▶ **Task description**
Copy each line exactly. Drop every picture.

▶ **Data section**
Begin

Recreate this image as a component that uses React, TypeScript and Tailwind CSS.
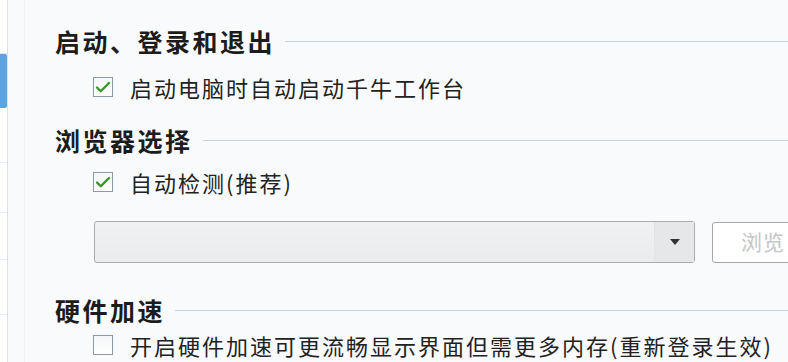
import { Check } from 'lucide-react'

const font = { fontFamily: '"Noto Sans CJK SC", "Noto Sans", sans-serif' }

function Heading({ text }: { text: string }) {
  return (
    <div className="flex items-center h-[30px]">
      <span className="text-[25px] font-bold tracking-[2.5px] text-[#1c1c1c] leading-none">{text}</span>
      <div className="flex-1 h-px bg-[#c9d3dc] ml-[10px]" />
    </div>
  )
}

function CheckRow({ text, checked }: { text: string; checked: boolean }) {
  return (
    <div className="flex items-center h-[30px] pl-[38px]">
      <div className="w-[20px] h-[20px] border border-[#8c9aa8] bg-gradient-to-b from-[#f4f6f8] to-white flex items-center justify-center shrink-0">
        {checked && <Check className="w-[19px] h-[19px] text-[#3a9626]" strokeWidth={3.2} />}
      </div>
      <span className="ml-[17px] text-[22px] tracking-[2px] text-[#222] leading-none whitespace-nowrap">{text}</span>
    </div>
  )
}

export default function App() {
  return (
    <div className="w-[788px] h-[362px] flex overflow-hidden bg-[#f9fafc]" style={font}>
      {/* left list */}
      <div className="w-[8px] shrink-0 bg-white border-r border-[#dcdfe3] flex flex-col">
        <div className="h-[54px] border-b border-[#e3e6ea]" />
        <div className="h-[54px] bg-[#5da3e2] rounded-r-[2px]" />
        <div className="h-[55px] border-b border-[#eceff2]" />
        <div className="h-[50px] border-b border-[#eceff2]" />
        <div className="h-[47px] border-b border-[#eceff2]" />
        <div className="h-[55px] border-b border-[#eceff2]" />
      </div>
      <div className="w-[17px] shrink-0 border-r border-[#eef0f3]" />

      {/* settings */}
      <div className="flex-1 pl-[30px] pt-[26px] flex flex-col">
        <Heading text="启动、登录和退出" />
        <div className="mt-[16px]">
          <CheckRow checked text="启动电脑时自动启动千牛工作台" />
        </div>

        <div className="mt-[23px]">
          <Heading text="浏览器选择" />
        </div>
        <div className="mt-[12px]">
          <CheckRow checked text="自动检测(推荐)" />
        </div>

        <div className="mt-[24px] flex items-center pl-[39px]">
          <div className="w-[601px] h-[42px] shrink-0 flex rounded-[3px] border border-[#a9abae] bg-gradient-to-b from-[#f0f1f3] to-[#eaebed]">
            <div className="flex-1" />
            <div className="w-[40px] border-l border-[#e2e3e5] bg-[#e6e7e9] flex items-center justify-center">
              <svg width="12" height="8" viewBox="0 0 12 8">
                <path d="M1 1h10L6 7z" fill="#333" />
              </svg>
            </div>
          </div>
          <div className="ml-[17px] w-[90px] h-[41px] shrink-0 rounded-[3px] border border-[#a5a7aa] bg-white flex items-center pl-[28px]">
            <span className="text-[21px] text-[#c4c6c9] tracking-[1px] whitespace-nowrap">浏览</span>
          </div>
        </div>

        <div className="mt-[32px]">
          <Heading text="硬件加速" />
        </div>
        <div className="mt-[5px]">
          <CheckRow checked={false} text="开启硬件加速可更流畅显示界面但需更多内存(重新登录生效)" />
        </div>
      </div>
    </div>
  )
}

End

▶ **Solution to the exercise**
Recreate this image as a component that uses React, TypeScript and Tailwind CSS.
import { Check } from 'lucide-react'

const font = { fontFamily: '"Noto Sans CJK SC", "Noto Sans", sans-serif' }

function Heading({ text }: { text: string }) {
  return (
    <div className="flex items-center h-[30px]">
      <span className="text-[25px] font-bold tracking-[2.5px] text-[#1c1c1c] leading-none">{text}</span>
      <div className="flex-1 h-px bg-[#c9d3dc] ml-[10px]" />
    </div>
  )
}

function CheckRow({ text, checked }: { text: string; checked: boolean }) {
  return (
    <div className="flex items-center h-[30px] pl-[38px]">
      <div className="w-[20px] h-[20px] border border-[#8c9aa8] bg-gradient-to-b from-[#f4f6f8] to-white flex items-center justify-center shrink-0">
        {checked && <Check className="w-[19px] h-[19px] text-[#3a9626]" strokeWidth={3.2} />}
      </div>
      <span className="ml-[17px] text-[22px] tracking-[2px] text-[#222] leading-none whitespace-nowrap">{text}</span>
    </div>
  )
}

export default function App() {
  return (
    <div className="w-[788px] h-[362px] flex overflow-hidden bg-[#f9fafc]" style={font}>
      {/* left list */}
      <div className="w-[8px] shrink-0 bg-white border-r border-[#dcdfe3] flex flex-col">
        <div className="h-[54px] border-b border-[#e3e6ea]" />
        <div className="h-[54px] bg-[#5da3e2] rounded-r-[2px]" />
        <div className="h-[55px] border-b border-[#eceff2]" />
        <div className="h-[50px] border-b border-[#eceff2]" />
        <div className="h-[47px] border-b border-[#eceff2]" />
        <div className="h-[55px] border-b border-[#eceff2]" />
      </div>
      <div className="w-[17px] shrink-0 border-r border-[#eef0f3]" />

      {/* settings */}
      <div className="flex-1 pl-[30px] pt-[26px] flex flex-col">
        <Heading text="启动、登录和退出" />
        <div className="mt-[16px]">
          <CheckRow checked text="启动电脑时自动启动千牛工作台" />
        </div>

        <div className="mt-[23px]">
          <Heading text="浏览器选择" />
        </div>
        <div className="mt-[12px]">
          <CheckRow checked text="自动检测(推荐)" />
        </div>

        <div className="mt-[24px] flex items-center pl-[39px]">
          <div className="w-[601px] h-[42px] shrink-0 flex rounded-[3px] border border-[#a9abae] bg-gradient-to-b from-[#f0f1f3] to-[#eaebed]">
            <div className="flex-1" />
            <div className="w-[40px] border-l border-[#e2e3e5] bg-[#e6e7e9] flex items-center justify-center">
              <svg width="12" height="8" viewBox="0 0 12 8">
                <path d="M1 1h10L6 7z" fill="#333" />
              </svg>
            </div>
          </div>
          <div className="ml-[17px] w-[90px] h-[41px] shrink-0 rounded-[3px] border border-[#a5a7aa] bg-white flex items-center pl-[28px]">
            <span className="text-[21px] text-[#c4c6c9] tracking-[1px] whitespace-nowrap">浏览</span>
          </div>
        </div>

        <div className="mt-[32px]">
          <Heading text="硬件加速" />
        </div>
        <div className="mt-[5px]">
          <CheckRow checked={false} text="开启硬件加速可更流畅显示界面但需更多内存(重新登录生效)" />
        </div>
      </div>
    </div>
  )
}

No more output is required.